The most widely discussed topic in the philosophy of general relativity over the last thirty years has been the hole argument, which goes as follows. Fix some spacetime (M,gab), and consider some open set O ⊆ M with compact closure. For convenience, assume Tab = 0 everywhere. Now pick some diffeomorphism ψ : M → M such that ψ|M−O acts as the identity, but ψ|O is not the identity. This is sufficient to guarantee that ψ is a non-trivial automorphism of M. In general, ψ will not be an isometry, but one can always define a new spacetime (M, ψ(gab)) that is guaranteed to be isometric to (M,gab), with the isometry realized by ψ. This yields two relativistic spacetimes, both representing possible physical configurations, that agree on the value of the metric at every point outside of O, but in general disagree at points within O. This means that the metric outside of O, including at all points in the past of O, cannot determine the metric at a point p ∈ O. General relativity, as standardly presented, faces a pernicious form of indeterminism. To avoid this indeterminism, one must become a relationist and accept that “Leibniz equivalent”, i.e., isometric, spacetimes represent the same physical situations. The person who denies this latter view – and thus faces the indeterminism – is dubbed a manifold substantivalist.

One way of understanding the dialectical context of the hole argument is as a dispute concerning the correct notion of equivalence between relativistic spacetimes. The manifold substantivalist claims that isometric spacetimes are not equivalent, whereas the relationist claims that they are. In the present context, these views correspond to different choices of arrows for the categories of models of general relativity. The relationist would say that general relativity should be associated with the category GR1, whose objects are relativistic spacetimes and whose arrows are isometries. The manifold substantivalist, meanwhile, would claim that the right category is GR2, whose objects are again relativistic spacetimes, but which has only identity arrows. Clearly there is a functor F : GR2 → GR1 that acts as the identity on both objects and arrows and forgets only structure. Thus the manifold substantivalist posits more structure than the relationist.

Manifold substantivalism might seem puzzling—after all, we have said that a relativistic spacetime is a Lorentzian manifold (M,gab), and the theory of pseudo-Riemannian manifolds provides a perfectly good standard of equivalence for Lorentzian manifolds qua mathematical objects: namely, isometry. Indeed, while one may stipulate that the objects of GR2 are relativistic spacetimes, the arrows of the category do not reflect that choice. One way of charitably interpreting the manifold substantivalist is to say that in order to provide an adequate representation of all the physical facts, one actually needs more than a Lorentzian manifold. This extra structure might be something like a fixed collection of labels for the points of the manifold, encoding which point in physical spacetime is represented by a given point in the manifold. Isomorphisms would then need to preserve these labels, so spacetimes would have no non-trivial automorphisms. On this view, one might use Lorentzian manifolds, without the extra labels, for various purposes, but when one does so, one does not represent all of the facts one might (sometimes) care about.

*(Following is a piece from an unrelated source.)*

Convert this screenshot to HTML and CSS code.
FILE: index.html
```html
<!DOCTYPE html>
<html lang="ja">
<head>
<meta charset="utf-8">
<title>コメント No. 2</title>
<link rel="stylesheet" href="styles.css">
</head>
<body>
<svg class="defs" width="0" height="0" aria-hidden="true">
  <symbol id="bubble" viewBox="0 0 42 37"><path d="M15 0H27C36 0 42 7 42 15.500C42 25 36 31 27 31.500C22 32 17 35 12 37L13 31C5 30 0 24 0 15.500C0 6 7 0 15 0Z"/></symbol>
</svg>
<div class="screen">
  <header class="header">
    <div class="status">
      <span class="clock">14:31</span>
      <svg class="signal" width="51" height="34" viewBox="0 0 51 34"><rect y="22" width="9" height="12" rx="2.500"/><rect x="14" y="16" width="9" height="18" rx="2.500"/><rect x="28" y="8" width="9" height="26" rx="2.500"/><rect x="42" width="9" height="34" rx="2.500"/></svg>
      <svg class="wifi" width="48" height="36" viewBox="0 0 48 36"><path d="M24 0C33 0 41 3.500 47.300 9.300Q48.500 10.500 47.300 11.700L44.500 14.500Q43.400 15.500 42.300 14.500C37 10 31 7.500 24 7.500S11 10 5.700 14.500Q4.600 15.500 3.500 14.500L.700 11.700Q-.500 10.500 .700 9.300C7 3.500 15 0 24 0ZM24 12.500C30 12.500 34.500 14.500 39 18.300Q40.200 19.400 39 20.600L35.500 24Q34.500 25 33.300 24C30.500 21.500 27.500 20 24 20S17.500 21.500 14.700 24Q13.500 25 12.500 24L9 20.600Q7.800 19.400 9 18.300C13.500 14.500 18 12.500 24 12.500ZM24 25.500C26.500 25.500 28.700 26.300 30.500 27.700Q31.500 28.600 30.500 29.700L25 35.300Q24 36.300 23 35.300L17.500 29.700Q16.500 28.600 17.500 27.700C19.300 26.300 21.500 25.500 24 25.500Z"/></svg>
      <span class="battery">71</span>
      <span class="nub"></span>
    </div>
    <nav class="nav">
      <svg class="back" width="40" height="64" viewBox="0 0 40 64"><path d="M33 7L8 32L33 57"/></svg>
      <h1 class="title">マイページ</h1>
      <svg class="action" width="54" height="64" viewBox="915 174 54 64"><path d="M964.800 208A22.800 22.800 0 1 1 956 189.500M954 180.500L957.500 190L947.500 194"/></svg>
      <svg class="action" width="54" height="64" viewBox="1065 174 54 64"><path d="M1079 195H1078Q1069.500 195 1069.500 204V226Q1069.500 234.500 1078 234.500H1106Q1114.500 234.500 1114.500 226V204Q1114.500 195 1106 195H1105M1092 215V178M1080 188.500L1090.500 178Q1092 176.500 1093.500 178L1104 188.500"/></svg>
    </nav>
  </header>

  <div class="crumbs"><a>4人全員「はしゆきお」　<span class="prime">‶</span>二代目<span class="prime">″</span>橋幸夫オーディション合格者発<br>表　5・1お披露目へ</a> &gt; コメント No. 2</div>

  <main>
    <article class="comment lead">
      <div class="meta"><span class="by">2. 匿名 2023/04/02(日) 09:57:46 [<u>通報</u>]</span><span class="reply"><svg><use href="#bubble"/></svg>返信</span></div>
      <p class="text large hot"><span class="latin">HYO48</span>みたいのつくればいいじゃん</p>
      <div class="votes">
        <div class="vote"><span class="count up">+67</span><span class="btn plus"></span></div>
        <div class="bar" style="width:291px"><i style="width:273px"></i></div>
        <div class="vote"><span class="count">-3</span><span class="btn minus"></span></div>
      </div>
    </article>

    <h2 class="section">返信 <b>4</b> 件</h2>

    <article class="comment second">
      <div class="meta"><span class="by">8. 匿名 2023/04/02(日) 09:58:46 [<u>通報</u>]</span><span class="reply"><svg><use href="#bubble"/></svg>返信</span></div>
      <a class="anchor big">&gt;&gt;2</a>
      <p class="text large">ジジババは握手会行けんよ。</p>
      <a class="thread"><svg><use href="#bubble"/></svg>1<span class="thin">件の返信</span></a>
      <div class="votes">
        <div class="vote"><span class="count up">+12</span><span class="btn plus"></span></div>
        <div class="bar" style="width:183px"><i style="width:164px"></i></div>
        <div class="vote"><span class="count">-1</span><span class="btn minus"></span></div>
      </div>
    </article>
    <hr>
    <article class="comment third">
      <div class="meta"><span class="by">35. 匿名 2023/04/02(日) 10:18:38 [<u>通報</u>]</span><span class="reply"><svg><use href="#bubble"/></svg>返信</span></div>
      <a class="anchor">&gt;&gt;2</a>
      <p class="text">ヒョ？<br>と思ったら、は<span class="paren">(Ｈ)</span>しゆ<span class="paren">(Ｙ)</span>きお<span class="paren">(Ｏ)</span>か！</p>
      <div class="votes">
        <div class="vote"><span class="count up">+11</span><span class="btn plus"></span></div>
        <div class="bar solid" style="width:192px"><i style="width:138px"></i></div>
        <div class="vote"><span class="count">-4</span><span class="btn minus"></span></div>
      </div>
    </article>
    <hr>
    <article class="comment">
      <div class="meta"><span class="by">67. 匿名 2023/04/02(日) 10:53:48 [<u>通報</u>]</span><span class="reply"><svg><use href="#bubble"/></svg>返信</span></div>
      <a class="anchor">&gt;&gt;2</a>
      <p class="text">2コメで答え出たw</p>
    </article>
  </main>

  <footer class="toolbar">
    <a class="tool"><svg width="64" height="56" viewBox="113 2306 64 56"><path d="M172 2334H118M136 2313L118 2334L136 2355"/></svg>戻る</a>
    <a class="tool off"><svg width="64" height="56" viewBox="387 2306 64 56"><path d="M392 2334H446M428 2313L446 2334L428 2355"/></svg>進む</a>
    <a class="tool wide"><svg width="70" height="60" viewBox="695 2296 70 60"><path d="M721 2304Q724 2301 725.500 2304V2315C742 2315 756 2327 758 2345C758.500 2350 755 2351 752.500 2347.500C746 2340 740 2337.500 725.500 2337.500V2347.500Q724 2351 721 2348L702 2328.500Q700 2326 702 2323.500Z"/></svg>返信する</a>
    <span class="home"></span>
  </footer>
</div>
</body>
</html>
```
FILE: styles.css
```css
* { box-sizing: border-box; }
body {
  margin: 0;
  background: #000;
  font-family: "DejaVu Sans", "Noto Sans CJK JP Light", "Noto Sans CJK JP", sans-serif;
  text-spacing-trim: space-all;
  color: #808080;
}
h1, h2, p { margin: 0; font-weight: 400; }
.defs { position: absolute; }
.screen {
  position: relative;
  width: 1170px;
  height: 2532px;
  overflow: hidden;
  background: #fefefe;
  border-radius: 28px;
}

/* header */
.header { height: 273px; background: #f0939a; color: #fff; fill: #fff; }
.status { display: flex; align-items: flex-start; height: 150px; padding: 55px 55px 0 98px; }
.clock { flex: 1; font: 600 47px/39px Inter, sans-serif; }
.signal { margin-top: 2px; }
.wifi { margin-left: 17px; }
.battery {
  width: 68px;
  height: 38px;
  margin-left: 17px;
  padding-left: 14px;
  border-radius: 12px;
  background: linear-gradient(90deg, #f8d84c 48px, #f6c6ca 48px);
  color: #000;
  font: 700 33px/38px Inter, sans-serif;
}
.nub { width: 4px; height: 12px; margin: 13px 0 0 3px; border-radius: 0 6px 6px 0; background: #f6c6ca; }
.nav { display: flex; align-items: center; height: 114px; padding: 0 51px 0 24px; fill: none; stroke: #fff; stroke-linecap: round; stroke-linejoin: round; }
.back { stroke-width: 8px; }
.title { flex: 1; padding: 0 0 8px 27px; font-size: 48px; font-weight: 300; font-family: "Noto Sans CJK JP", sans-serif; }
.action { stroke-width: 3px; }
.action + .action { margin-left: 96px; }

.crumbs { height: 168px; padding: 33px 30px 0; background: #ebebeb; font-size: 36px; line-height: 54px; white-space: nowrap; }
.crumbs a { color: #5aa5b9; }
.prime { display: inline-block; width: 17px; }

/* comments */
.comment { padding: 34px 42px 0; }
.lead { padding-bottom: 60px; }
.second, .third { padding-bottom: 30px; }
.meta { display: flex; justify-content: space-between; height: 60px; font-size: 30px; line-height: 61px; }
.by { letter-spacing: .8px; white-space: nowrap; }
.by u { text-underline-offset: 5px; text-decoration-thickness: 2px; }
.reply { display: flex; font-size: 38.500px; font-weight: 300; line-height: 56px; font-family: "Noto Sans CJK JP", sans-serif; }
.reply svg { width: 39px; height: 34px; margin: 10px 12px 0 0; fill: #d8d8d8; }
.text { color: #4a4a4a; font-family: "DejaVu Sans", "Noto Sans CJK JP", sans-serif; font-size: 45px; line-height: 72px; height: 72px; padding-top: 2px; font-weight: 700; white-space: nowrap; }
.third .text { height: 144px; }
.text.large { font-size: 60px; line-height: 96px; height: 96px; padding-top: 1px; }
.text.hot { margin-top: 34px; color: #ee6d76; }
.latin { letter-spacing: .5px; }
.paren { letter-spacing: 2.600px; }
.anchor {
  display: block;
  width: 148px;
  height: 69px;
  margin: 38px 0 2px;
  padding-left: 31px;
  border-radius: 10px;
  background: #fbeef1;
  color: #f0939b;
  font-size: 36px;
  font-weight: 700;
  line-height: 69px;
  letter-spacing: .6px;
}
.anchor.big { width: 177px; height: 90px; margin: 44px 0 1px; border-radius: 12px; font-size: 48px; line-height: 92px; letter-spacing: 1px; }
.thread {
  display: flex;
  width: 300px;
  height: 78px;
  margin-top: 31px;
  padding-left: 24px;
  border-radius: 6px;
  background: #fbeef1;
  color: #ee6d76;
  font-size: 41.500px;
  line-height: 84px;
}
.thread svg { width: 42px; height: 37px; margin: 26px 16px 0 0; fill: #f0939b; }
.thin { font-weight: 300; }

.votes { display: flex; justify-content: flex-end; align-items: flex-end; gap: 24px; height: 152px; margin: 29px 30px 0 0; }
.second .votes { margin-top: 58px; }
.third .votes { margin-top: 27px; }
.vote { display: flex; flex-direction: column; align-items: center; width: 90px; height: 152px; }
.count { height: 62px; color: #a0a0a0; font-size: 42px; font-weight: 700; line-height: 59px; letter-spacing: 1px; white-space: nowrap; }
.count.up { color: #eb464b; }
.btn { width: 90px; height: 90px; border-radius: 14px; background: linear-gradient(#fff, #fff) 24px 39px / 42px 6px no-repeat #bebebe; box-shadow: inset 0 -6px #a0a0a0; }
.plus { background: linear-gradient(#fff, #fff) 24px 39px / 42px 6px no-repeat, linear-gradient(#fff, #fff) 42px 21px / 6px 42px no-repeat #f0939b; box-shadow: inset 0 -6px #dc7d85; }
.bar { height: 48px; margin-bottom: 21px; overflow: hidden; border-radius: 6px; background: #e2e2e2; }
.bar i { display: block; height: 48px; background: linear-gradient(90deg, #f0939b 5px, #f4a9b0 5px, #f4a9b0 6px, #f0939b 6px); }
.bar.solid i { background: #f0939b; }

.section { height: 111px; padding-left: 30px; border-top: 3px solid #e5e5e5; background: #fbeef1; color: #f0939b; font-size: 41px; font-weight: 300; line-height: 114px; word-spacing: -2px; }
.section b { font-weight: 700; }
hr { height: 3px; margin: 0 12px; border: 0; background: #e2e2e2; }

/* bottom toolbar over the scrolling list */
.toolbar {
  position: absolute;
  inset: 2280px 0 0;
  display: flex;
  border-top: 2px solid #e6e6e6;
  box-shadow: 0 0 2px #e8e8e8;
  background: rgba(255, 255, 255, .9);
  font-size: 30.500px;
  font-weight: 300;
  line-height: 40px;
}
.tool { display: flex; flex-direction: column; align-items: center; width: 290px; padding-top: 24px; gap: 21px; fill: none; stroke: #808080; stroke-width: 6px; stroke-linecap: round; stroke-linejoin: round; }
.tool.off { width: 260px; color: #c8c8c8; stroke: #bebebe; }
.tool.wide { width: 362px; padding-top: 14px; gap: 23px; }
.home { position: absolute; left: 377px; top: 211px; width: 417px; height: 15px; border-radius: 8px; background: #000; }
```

In the context of the hole argument, isometries are sometimes described as the “gauge transformations” of relativity theory; they are then taken as evidence that general relativity has excess structure. One can expect to have excess structure in a formalism only if there are models of the theory that have the same representational capacities, but which are not isomorphic as mathematical objects. If we take models of GR to be Lorentzian manifolds, then that criterion is not met: isometries are precisely the isomorphisms of these mathematical objects, and so general relativity does not have excess structure.

This point may be made in another way. Motivated in part by the idea that the standard formalism has excess structure, a proposal to move to the alternative formalism of so-called Einstein algebras for general relativity is sought, arguing that Einstein algebras have less structure than relativistic spacetimes. In what follows, a smooth n−algebra A is an algebra isomorphic (as algebras) to the algebra C(M) of smooth real-valued functions on some smooth n−manifold, M. A derivation on A is an R-linear map ξ : A → A satisfying the Leibniz rule, ξ(ab) = aξ(b) + bξ(a). The space of derivations on A forms an A-module, Γ(A), elements of which are analogous to smooth vector fields on M. Likewise, one may define a dual module, Γ(A), of linear functionals on Γ(A). A metric, then, is a module isomorphism g : Γ(A) → Γ(A) that is symmetric in the sense that for any ξ,η ∈ Γ(A), g(ξ)(η) = g(η)(ξ). With some further work, one can capture a notion of signature of such metrics, exactly analogously to metrics on a manifold. An Einstein algebra, then, is a pair (A, g), where A is a smooth 4−algebra and g is a Lorentz signature metric.

Einstein algebras arguably provide a “relationist” formalism for general relativity, since one specifies a model by characterizing (algebraic) relations between possible states of matter, represented by scalar fields. It turns out that one may then reconstruct a unique relativistic spacetime, up to isometry, from these relations by representing an Einstein algebra as the algebra of functions on a smooth manifold. The question, though, is whether this formalism really eliminates structure. Let GR1 be as above, and define EA to be the category whose objects are Einstein algebras and whose arrows are algebra homomorphisms that preserve the metric g (in a way made precise by Rosenstock). Define a contravariant functor F : GR1 → EA that takes relativistic spacetimes (M,gab) to Einstein algebras (C(M),g), where g is determined by the action of gab on smooth vector fields on M, and takes isometries ψ : (M, gab) → (M′, g′ab) to algebra isomorphisms ψˆ : C(M′) → C(M), defined by ψˆ(a) = a ◦ ψ. Rosenstock et al. (2015) prove the following.

Proposition: F : GR1 → EA forgets nothing.